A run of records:
"""

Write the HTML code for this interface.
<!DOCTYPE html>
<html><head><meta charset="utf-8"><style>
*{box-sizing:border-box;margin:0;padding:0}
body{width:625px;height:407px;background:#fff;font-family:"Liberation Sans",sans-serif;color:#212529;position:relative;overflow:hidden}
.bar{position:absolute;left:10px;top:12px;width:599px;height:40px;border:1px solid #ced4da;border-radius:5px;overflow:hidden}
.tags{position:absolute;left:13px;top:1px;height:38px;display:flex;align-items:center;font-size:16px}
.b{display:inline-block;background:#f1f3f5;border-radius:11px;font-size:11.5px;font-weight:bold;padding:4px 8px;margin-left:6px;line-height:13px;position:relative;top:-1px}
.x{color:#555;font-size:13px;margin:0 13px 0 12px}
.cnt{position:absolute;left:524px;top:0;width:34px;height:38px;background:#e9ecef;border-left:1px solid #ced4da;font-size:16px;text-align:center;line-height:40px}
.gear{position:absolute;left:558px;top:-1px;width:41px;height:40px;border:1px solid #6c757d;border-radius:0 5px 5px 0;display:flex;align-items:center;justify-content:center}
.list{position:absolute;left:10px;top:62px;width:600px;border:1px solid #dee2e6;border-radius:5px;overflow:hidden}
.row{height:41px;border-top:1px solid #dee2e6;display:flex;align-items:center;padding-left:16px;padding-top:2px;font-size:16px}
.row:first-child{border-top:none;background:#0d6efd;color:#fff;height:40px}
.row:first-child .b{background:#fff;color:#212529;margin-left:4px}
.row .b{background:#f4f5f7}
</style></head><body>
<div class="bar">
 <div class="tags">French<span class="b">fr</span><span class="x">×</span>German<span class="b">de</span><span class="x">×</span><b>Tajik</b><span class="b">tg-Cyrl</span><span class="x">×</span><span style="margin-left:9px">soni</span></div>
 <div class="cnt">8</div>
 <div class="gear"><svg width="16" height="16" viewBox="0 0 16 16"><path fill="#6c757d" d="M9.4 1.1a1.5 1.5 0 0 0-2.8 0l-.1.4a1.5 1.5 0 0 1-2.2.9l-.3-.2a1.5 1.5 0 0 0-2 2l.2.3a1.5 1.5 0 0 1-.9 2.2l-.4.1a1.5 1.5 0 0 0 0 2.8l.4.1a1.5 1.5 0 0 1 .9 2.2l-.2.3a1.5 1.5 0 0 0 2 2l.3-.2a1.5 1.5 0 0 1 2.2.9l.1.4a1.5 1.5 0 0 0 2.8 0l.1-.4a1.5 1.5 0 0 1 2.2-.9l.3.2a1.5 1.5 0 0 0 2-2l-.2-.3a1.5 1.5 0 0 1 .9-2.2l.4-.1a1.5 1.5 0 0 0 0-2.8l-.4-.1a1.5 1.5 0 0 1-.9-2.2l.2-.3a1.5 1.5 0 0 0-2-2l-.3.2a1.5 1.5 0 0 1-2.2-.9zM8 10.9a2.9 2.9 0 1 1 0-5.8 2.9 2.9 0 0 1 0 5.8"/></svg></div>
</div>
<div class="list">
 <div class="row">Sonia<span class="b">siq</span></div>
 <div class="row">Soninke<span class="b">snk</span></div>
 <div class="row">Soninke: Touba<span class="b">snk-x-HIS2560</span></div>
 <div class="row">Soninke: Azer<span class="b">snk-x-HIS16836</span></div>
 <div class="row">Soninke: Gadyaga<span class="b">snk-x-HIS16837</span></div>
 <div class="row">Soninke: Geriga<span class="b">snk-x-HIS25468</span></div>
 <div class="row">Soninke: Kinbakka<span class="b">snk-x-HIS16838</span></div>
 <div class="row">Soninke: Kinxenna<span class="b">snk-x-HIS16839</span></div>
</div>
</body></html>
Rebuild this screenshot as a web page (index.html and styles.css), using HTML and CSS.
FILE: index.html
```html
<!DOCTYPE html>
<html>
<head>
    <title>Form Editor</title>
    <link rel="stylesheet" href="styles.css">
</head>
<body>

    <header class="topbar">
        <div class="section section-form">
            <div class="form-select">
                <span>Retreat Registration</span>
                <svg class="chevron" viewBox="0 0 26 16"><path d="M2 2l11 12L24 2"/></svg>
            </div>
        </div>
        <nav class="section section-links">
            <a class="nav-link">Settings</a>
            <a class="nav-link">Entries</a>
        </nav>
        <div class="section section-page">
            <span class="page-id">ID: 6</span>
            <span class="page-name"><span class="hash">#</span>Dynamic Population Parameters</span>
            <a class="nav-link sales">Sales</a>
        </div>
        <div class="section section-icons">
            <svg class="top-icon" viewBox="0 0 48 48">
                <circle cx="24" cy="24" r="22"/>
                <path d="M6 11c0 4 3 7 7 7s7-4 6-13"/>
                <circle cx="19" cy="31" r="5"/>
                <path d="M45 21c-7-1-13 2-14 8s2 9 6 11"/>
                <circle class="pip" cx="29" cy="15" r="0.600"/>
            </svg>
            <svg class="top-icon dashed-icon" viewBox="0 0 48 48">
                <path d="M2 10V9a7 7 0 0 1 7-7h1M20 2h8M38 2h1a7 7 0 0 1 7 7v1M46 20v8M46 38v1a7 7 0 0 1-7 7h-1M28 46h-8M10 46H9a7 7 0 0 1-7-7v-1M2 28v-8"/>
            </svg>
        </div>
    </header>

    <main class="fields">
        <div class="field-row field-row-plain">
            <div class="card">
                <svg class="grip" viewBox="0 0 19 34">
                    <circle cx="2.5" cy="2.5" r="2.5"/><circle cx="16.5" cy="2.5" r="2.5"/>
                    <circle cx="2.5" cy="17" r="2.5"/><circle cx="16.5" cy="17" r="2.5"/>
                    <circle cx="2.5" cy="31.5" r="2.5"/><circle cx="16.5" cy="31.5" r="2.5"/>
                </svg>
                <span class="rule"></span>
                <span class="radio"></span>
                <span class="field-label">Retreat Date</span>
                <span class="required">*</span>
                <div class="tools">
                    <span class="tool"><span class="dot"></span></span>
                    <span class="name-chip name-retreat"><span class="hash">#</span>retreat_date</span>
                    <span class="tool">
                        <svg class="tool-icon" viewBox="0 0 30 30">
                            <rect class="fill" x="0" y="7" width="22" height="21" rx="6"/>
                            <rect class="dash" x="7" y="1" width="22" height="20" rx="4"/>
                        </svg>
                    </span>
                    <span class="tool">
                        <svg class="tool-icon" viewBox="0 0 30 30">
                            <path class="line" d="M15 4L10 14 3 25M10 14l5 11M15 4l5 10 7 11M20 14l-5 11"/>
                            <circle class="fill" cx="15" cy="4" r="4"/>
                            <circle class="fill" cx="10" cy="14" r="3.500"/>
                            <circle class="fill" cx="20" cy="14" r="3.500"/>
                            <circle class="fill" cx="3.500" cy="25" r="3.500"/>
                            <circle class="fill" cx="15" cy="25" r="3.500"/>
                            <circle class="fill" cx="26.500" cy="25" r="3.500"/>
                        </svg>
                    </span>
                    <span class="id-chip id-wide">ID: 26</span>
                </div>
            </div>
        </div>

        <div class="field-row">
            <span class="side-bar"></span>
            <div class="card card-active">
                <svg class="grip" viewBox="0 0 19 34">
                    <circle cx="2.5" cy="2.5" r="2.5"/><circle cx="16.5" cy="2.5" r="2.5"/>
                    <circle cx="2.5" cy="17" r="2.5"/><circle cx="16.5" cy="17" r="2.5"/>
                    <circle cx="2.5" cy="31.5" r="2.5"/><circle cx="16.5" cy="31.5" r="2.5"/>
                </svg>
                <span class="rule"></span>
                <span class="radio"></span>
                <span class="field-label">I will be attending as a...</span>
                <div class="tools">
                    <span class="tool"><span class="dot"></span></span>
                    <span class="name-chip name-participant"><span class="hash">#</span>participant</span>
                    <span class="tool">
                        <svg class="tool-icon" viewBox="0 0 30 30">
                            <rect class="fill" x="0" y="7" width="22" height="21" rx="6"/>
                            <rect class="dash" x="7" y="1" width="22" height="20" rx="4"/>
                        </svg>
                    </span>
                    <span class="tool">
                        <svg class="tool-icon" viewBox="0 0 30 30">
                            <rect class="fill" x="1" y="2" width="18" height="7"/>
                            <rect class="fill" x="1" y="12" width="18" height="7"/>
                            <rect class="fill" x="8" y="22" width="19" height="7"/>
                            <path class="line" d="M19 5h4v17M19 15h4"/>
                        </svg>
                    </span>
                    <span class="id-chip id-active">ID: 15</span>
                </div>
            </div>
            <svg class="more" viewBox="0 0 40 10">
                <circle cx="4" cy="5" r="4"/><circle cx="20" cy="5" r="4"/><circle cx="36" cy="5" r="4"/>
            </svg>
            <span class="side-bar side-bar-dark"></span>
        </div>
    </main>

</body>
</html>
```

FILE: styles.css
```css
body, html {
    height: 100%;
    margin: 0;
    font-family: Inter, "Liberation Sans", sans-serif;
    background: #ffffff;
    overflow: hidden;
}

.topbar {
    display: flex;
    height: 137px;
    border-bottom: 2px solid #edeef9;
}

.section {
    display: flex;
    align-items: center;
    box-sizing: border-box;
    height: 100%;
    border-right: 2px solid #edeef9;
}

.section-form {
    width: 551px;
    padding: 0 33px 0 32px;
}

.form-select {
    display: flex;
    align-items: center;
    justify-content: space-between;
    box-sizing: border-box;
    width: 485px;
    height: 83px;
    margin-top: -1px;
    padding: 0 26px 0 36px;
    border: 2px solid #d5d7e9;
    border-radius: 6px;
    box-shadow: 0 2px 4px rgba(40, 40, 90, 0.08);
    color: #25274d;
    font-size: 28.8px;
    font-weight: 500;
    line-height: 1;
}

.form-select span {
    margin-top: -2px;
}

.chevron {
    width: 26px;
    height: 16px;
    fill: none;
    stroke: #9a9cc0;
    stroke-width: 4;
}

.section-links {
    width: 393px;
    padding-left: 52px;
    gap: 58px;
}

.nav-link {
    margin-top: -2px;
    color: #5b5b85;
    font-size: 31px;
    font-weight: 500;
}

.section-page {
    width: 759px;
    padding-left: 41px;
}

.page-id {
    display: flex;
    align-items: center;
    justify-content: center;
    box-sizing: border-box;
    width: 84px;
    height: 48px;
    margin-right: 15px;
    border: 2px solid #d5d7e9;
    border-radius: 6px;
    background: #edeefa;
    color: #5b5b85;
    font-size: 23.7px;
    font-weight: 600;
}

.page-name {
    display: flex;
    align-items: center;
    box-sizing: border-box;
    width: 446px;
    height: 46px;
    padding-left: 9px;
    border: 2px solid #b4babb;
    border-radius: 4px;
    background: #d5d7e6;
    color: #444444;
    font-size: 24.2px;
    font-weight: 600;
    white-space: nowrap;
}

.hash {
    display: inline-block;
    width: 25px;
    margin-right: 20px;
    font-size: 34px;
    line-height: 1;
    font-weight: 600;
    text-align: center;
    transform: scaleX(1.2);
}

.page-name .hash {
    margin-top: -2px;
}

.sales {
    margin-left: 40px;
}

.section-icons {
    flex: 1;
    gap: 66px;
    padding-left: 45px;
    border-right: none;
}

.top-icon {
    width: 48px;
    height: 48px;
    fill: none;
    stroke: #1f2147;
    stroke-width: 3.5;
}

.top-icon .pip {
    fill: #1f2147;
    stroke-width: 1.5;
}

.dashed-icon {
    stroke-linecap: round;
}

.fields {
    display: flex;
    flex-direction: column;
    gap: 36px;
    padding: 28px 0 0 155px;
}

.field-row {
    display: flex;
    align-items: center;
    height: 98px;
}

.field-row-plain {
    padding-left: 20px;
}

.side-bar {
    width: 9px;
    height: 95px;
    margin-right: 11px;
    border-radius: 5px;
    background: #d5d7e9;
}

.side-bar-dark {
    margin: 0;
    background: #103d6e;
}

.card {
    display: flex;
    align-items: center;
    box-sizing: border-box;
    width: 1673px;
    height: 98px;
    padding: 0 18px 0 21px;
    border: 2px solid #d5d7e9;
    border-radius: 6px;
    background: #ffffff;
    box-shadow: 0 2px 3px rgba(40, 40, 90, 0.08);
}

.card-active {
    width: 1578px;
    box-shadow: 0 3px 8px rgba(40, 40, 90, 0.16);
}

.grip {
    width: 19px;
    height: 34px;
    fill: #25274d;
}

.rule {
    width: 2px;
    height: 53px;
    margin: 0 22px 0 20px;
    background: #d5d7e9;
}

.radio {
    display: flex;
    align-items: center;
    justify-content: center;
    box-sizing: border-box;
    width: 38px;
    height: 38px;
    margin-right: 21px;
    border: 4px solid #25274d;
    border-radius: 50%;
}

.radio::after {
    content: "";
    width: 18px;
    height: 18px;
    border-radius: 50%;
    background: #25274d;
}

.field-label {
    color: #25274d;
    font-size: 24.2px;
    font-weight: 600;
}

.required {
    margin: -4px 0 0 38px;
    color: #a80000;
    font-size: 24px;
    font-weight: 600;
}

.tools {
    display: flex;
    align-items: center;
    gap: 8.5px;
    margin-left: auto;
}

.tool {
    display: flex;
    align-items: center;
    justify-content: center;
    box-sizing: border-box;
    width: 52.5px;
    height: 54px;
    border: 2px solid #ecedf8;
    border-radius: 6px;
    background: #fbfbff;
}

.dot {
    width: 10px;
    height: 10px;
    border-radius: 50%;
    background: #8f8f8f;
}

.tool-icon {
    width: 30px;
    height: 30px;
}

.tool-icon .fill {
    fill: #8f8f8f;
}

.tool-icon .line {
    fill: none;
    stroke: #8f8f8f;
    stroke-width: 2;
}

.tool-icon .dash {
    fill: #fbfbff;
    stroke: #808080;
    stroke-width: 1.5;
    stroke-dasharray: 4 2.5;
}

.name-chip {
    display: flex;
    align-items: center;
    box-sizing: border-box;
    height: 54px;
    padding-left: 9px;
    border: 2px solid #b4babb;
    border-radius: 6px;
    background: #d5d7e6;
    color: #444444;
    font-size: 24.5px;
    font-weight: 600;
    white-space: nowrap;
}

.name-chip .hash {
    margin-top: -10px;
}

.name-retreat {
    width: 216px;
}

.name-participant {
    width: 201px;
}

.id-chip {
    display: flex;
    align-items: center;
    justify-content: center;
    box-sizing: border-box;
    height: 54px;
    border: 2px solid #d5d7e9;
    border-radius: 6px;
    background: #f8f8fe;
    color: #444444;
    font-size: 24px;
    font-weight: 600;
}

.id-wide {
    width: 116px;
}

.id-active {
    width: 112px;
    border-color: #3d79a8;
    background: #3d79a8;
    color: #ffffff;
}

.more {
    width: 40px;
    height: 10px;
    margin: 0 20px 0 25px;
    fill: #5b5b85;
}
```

"""
"""

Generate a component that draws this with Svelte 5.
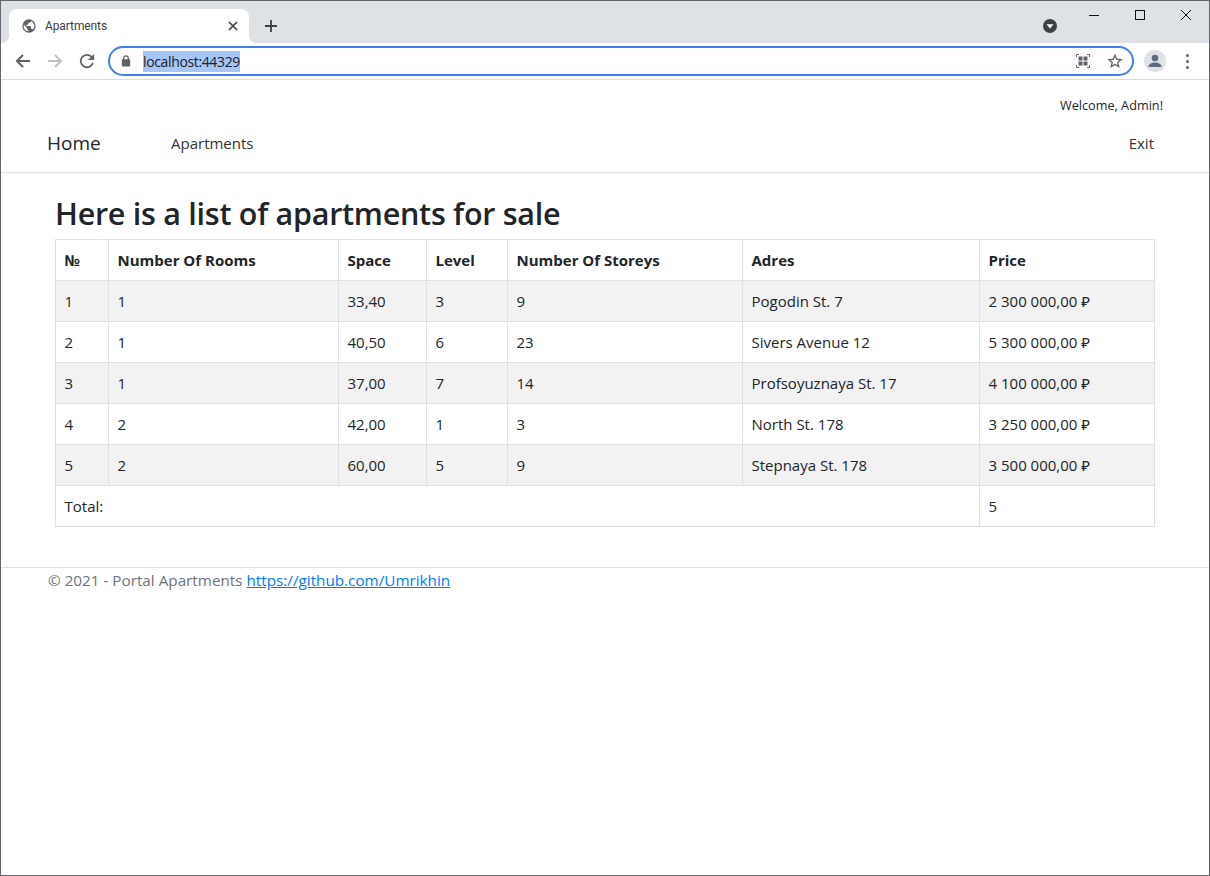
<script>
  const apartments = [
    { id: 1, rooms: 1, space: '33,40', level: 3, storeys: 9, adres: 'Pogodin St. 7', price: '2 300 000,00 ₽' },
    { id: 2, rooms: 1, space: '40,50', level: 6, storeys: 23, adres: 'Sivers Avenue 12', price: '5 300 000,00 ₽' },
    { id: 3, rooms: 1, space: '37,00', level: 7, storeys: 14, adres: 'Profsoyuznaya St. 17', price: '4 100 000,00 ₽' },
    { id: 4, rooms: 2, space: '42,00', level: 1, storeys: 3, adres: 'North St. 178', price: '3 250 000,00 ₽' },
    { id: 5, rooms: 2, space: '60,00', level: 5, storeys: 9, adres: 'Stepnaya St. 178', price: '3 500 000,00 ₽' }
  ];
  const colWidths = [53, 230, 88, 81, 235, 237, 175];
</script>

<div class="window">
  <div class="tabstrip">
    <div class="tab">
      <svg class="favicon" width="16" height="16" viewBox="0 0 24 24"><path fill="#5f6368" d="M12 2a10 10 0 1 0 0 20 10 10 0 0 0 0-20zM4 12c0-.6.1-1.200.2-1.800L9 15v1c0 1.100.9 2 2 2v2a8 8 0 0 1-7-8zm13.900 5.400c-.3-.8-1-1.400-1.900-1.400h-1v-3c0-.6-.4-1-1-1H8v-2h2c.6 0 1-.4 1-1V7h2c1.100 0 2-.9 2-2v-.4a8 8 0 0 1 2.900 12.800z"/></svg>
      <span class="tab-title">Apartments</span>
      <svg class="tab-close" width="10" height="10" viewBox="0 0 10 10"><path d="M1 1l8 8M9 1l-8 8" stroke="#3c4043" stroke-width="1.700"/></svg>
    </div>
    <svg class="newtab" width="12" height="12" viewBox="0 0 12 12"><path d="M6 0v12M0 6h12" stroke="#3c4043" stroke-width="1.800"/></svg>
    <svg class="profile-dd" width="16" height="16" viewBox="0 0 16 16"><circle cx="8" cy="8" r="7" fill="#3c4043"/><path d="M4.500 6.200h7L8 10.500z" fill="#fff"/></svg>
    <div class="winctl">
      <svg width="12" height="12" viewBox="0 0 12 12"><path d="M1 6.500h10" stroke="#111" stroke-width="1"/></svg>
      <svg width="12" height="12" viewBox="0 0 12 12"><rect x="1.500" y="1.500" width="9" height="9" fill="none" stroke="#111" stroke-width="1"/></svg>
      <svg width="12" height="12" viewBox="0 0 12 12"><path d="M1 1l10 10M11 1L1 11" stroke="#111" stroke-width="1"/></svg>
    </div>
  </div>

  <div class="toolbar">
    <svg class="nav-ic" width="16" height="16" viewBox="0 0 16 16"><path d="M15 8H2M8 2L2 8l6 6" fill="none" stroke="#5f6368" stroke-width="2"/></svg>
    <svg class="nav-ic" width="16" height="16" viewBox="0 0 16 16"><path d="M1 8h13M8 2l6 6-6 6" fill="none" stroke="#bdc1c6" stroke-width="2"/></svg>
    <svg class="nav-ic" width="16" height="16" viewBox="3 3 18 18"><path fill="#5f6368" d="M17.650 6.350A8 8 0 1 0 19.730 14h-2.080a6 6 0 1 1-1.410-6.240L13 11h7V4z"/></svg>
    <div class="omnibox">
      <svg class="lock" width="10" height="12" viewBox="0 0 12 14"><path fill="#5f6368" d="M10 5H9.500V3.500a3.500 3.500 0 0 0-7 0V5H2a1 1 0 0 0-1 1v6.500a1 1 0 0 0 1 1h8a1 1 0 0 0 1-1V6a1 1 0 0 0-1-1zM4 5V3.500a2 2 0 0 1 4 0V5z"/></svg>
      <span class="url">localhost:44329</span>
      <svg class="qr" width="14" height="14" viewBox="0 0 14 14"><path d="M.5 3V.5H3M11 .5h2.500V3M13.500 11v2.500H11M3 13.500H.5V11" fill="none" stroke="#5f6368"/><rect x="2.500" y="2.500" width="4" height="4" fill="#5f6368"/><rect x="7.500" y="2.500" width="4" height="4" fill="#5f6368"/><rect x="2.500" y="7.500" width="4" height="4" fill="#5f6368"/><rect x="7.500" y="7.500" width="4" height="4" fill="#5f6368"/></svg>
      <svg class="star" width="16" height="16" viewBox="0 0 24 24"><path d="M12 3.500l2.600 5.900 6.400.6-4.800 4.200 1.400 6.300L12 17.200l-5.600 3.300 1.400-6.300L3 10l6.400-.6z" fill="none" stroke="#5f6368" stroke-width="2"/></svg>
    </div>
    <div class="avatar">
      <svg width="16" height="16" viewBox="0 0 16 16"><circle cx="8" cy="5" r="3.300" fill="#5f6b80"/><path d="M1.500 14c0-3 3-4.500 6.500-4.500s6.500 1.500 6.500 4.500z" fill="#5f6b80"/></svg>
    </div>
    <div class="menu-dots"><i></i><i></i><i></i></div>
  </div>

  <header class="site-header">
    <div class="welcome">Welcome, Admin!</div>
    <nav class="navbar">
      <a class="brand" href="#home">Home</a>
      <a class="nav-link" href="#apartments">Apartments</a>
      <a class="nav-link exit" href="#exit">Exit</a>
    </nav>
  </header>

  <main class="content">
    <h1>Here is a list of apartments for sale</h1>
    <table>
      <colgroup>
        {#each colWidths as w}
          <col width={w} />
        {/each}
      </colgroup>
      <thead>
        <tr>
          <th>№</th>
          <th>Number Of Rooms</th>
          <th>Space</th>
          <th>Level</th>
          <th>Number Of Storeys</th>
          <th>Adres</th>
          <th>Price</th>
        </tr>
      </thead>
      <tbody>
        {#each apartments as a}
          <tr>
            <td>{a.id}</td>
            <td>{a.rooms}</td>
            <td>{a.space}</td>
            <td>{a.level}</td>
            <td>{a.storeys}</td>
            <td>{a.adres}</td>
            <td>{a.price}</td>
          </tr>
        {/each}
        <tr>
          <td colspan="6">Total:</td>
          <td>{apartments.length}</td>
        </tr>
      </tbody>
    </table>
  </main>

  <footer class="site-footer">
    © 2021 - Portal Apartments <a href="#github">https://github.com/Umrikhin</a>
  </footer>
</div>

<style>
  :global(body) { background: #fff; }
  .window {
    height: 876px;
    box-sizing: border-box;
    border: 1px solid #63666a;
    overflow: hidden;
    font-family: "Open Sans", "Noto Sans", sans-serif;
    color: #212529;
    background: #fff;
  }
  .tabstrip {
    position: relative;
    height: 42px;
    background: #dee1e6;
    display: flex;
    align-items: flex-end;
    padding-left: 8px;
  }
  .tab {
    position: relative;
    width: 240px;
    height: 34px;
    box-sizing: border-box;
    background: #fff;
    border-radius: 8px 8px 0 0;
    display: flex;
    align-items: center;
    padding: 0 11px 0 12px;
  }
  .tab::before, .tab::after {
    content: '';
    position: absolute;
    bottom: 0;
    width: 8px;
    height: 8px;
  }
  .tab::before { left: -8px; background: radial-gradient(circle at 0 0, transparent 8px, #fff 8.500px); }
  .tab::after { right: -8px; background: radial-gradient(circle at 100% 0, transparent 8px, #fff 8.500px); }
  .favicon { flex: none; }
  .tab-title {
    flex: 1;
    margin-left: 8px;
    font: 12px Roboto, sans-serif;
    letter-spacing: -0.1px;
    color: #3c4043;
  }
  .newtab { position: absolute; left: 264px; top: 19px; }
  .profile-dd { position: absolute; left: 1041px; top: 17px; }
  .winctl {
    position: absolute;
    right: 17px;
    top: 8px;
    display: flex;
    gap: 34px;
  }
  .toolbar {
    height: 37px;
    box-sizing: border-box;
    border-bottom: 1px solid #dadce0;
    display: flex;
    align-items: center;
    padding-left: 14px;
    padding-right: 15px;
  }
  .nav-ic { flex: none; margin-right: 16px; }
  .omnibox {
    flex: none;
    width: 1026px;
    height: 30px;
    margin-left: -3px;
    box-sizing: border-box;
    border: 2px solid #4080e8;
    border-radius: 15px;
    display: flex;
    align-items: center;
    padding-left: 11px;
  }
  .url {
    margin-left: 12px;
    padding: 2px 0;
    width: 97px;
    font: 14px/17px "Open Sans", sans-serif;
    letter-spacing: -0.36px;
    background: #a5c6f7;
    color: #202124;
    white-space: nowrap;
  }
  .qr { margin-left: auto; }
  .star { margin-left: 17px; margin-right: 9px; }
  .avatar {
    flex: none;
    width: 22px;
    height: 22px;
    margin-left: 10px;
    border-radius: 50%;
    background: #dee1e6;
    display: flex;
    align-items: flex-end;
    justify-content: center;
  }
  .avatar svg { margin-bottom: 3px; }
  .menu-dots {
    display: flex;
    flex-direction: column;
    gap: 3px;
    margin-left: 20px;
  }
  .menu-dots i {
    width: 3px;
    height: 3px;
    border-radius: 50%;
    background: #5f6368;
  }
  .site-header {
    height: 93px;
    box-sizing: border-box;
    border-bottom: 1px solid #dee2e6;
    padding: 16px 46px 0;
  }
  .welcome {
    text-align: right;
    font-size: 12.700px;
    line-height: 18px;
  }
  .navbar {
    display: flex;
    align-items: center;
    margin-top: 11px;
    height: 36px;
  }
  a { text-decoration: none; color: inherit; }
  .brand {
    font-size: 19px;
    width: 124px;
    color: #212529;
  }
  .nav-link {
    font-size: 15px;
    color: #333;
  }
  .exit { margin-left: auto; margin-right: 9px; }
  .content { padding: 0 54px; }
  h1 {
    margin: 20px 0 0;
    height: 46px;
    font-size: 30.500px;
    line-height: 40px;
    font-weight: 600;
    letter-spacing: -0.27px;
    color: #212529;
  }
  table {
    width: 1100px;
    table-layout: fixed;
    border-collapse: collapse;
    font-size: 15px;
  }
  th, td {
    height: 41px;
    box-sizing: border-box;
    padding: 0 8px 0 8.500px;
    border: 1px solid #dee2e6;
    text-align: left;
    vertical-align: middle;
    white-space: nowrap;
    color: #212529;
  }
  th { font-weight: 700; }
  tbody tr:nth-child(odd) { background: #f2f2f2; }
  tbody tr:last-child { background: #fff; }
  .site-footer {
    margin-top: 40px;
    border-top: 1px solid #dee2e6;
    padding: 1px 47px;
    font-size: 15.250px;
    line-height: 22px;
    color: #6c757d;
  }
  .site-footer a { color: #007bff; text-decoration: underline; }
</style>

"""

*WHAT TO PRODUCE*.
Look through the material above and pick out each line holding the word "index".

*RESPONSE*.
Rebuild this screenshot as a web page (index.html and styles.css), using HTML and CSS.
FILE: index.html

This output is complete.